What is needed:
Among the lines listed below, count those that include the string "index", and state only the count.

Data records:
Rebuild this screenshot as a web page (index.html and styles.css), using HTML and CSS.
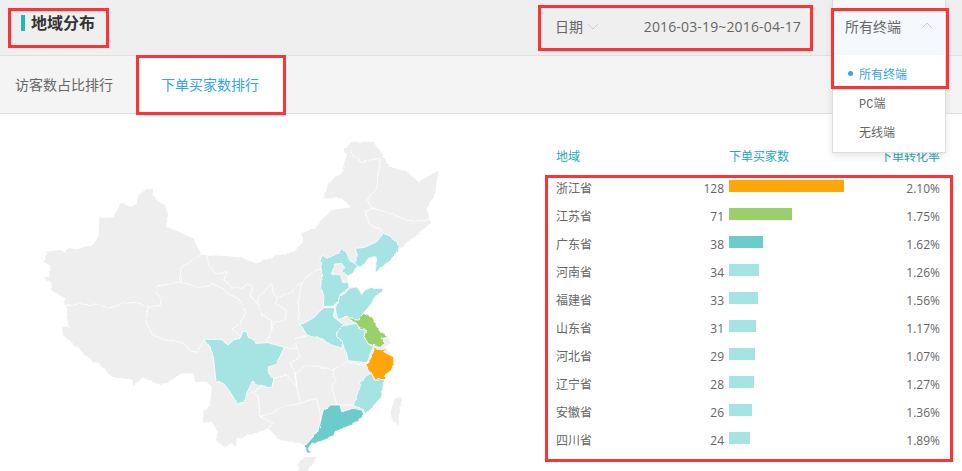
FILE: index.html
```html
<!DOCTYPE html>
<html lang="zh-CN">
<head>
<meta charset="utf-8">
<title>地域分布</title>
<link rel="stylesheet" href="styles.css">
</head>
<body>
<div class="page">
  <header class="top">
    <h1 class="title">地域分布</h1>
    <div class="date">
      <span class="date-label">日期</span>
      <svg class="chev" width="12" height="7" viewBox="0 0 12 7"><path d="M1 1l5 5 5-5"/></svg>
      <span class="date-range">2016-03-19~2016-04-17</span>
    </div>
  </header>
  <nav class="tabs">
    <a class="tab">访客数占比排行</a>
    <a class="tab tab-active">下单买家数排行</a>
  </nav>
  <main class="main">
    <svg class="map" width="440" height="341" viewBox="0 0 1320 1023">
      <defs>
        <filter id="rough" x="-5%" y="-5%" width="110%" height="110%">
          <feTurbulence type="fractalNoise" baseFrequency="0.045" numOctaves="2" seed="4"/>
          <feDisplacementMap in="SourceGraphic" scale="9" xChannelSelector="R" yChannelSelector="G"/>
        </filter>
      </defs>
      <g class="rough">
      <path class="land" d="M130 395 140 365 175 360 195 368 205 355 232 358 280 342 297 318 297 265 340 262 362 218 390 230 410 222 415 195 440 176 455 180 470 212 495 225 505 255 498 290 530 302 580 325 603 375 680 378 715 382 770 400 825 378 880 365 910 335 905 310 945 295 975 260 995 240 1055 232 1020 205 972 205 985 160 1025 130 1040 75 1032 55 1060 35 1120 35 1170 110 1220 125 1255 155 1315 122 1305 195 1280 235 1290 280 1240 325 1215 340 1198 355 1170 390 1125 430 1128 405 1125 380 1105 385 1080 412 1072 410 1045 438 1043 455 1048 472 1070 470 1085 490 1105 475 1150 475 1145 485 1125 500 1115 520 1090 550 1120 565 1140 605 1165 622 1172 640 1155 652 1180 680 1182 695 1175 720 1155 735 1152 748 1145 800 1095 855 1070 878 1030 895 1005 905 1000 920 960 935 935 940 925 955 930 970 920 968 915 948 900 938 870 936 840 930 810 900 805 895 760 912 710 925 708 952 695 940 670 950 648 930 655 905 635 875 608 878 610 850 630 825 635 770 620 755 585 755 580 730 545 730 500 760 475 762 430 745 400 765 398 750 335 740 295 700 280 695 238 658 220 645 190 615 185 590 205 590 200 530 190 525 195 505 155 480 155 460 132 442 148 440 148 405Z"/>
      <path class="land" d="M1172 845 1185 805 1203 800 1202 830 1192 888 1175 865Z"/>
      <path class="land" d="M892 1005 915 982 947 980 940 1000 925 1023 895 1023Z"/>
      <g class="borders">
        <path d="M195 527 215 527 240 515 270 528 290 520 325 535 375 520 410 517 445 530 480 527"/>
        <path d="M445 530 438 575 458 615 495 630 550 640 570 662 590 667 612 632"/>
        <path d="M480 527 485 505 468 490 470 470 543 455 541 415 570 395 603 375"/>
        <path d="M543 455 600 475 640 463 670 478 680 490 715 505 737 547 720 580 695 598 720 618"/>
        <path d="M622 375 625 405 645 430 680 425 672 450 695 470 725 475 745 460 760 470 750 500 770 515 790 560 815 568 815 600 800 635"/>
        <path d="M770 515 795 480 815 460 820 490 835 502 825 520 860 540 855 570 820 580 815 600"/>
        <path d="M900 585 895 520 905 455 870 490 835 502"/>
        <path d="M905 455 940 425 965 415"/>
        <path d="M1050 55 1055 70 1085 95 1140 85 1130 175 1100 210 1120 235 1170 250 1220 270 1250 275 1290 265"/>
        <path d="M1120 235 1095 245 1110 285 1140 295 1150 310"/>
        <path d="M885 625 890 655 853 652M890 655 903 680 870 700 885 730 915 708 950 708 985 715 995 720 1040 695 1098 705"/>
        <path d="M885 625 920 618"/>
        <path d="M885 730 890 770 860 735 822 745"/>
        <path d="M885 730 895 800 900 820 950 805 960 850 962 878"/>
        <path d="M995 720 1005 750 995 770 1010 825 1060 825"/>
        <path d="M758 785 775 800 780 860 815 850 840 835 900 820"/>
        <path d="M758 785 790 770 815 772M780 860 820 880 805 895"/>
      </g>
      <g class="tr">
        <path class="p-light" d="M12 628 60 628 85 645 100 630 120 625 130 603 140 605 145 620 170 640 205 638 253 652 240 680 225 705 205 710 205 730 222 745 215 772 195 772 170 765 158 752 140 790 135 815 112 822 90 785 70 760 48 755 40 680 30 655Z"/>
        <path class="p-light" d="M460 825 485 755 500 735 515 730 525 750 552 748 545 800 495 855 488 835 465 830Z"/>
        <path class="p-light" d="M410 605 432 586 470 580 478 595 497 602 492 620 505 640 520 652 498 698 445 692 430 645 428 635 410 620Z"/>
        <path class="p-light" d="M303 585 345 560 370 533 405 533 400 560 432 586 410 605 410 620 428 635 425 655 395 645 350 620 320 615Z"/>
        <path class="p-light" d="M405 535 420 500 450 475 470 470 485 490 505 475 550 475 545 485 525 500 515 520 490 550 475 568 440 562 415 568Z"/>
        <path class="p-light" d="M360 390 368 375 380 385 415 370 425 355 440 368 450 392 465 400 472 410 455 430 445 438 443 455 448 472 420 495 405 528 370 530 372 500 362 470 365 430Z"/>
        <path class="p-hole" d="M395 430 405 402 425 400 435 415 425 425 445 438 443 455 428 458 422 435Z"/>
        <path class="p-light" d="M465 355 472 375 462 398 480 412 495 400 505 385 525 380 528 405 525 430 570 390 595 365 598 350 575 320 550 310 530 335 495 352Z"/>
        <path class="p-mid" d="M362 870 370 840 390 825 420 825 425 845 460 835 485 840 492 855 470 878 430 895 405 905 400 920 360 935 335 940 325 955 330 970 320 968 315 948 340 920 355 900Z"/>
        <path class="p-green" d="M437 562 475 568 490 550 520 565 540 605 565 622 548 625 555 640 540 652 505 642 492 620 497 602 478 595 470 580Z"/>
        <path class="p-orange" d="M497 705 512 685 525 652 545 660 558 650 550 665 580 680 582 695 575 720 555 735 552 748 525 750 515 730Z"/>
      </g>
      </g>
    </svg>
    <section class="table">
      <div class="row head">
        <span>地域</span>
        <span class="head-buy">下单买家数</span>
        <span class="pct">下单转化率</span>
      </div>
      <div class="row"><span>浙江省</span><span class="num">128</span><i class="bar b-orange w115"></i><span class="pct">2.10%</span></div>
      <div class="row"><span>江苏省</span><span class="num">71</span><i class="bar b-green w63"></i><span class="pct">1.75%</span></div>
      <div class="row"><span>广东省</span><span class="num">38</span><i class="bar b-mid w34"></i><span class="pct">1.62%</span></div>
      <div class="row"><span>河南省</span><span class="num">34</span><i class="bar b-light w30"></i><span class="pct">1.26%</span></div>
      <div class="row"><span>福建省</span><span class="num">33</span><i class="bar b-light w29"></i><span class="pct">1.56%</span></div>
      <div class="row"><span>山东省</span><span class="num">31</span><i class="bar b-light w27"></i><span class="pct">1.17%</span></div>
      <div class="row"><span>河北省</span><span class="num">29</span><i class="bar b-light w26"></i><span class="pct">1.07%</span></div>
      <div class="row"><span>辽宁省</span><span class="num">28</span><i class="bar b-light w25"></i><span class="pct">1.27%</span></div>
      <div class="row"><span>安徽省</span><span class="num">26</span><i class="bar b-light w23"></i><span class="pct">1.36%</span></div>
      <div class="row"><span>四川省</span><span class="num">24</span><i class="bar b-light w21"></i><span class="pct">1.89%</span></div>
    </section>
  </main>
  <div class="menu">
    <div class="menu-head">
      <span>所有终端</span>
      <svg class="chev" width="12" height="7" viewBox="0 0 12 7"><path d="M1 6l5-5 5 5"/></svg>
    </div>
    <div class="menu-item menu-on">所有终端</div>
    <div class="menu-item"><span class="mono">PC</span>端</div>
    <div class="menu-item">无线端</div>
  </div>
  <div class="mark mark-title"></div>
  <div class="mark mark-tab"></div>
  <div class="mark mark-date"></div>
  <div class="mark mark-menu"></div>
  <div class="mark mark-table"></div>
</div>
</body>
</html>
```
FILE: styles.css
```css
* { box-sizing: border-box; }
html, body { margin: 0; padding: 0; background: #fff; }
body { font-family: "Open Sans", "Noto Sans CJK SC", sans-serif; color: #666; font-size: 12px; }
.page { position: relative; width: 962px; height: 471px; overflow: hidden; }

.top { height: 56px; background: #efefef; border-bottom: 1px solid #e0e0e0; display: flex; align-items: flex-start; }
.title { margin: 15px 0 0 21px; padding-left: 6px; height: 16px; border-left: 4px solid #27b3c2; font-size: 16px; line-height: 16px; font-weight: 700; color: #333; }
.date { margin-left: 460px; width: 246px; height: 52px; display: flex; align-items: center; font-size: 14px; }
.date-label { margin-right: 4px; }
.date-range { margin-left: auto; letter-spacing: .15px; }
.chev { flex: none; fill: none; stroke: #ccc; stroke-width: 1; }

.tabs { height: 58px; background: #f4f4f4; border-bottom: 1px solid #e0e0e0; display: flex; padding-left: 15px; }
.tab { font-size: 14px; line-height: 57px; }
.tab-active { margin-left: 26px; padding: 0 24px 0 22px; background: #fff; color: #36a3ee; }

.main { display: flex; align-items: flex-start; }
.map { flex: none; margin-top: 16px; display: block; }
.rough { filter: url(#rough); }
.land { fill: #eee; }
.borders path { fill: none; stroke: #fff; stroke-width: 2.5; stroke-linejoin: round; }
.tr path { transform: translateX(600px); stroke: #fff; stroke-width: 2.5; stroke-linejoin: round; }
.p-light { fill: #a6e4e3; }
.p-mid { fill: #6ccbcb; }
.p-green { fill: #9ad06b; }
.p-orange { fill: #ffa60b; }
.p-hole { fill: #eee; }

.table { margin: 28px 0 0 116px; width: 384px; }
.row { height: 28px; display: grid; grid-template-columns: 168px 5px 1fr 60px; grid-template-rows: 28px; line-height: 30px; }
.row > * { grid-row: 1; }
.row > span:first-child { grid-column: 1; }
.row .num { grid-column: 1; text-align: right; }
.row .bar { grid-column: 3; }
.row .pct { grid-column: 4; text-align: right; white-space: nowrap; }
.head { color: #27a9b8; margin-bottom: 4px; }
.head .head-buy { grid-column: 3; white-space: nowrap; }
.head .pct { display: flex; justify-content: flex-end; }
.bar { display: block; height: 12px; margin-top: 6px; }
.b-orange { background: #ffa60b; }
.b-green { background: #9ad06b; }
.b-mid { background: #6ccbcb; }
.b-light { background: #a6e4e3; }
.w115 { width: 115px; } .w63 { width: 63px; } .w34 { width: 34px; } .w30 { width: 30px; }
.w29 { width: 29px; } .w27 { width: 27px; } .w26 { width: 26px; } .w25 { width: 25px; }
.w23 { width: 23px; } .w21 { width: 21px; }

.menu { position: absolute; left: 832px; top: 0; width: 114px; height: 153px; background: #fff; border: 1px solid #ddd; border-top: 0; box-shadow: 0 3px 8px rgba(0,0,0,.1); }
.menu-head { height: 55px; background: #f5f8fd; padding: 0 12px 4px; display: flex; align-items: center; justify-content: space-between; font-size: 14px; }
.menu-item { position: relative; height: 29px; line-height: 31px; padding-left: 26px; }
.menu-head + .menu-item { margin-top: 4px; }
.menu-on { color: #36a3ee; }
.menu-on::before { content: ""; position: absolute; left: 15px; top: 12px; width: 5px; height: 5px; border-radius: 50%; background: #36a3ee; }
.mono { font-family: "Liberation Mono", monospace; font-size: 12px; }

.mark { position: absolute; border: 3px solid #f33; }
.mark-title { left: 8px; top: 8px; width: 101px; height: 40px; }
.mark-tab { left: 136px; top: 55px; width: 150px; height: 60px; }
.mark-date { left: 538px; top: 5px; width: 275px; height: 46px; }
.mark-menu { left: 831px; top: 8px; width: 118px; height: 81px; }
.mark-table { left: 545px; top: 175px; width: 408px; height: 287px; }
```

--

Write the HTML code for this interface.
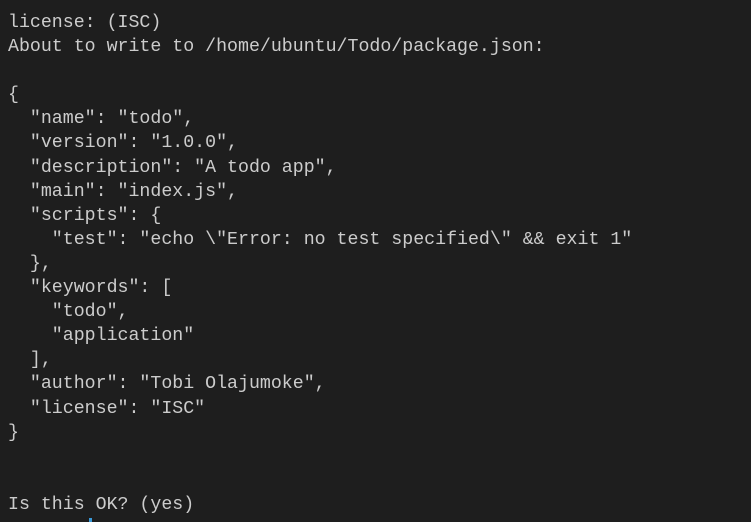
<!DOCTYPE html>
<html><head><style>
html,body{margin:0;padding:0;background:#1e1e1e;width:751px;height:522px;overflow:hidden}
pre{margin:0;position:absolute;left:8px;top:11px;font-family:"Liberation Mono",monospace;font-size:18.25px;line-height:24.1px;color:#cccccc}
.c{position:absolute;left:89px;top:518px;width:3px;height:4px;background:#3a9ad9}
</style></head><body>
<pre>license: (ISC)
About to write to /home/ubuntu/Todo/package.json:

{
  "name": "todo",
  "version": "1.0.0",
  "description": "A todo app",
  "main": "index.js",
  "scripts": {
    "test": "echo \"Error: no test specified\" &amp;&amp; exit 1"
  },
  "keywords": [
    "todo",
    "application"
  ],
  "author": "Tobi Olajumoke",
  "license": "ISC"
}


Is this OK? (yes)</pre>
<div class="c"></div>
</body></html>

Reply:
3